In 1840 the Land Fund received in New South Wales amounted to 316,000 pounds; in 1841 it was only 90,000 pounds; and in 1842 Sir George Gipps, in his address to the Council severely reprimanded the colonists for the reckless spirit of speculation and overtrading in which they had indulged during the two preceding years. This general reprimand had a more particular application to Mr. Benjamin Boyd, the champion boomer of those days.
Labourers out of employment were numerous, and contractors were informed by 'Gazette' notice that the services of one hundred prisoners were available for purposes of public utility, such as making roads, dams, breakwaters, harbours, bridges, watchhouses, and police buildings. Assignees of convicts were warned that if they wished to return them to the custody of the Government, they must pay the expense of their conveyance to Sydney, otherwise all their servants would be withdrawn, and they would become ineligible as assignees of prisoners in future.
Between the first of July, 1840, and the first of November, 1841, 26,556 bounty immigrants had been received in Sydney. The bounty orders were suspended in the autumn of the latter year, but in 1842 Lord Stanley was of opinion that the colony could beneficially receive ten thousand more immigrants during the current year.
Many married labourers could find no work in Sydney, and in November, 1843, the Government requested persons sending wool-drays to the city to take families to inland districts gratis.
A regular stream of half-pay officers also poured into the colony, and made Sir George's life a burden. They all wanted billets, and if he made the mistake of appointing a civilian to some office, Captain Smith, with war in his eye and fury in his heart, demanded an interview at once. He said:
"I see by this morning's 'Gazette' that some fellow of the name of Jones has been made a police superintendent, and here am I, an imperial officer, used to command and discipline, left out in the cold, while that counter-jumper steps over my head. I can't understand your policy, Sir George. What will my friends of the club in London say, when they hear of it, but that the service is going to the dogs?"
So Captain Smith obtained his appointment as superintendent of police, and with a free sergeant and six convict constables, taken, as it were, out of bond, was turned loose in the bush. He had been for twenty years in the preventive service, but had never captured a prize more valuable than a bottle of whisky. He knew nothing whatever about horses, and rode like a beer barrel, but he nevertheless lectured his troopers about their horses and accoutrements. The sergeant was an old stockrider, and he one day so far forgot the rules of discipline as to indulge in a mutinous smile, and say:
"Well, captain, you may know something about a ship, but I'll be blowed if you know anything about a horse."

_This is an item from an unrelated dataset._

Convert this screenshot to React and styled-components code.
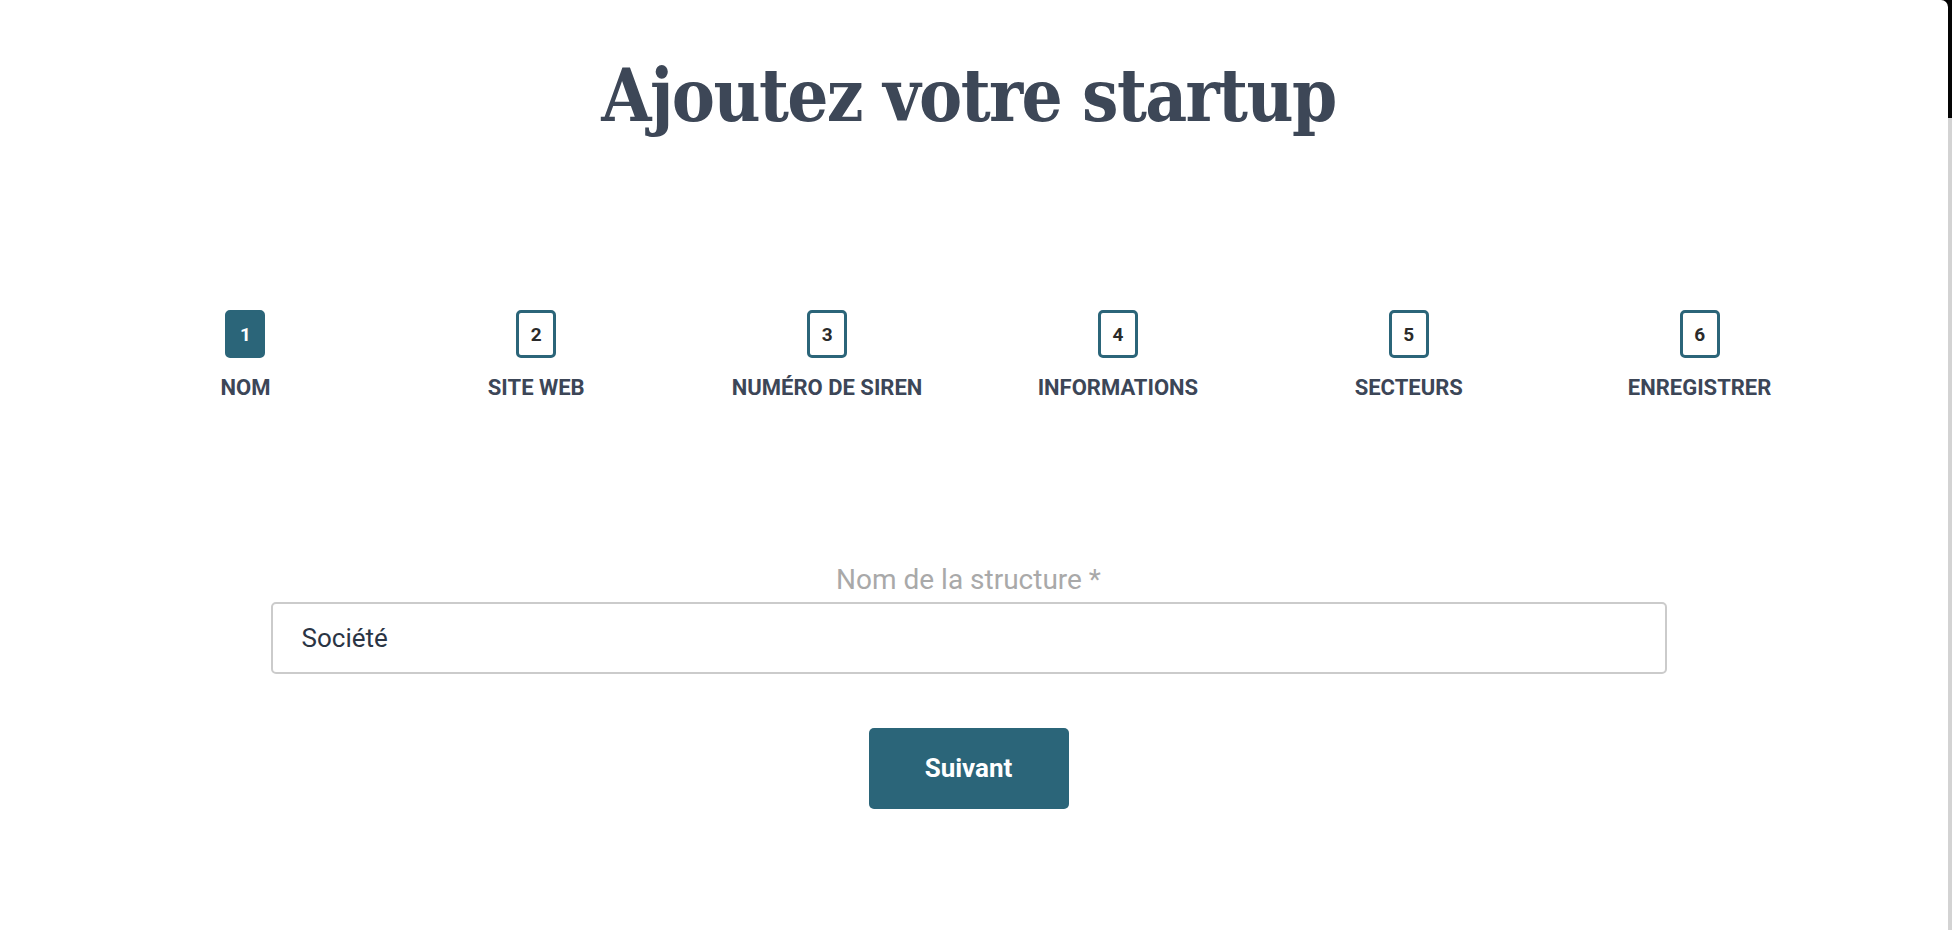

That observation was not entered in any report, but the sergeant was fined 2 pounds for "insolence and insubordination." The sum of 60,899 pounds was voted for police services in 1844, and Captain Smith was paid out of it. All the revenue went to Sydney, and very little of it found its way to Melbourne, so that Mr. Latrobe's Government was sometimes deprived of the necessaries of life.
Alberton was gazetted as a place for holding Courts of Petty Sessions, and Messrs. John Reeve and John King were appointed Justices of the Peace for the new district.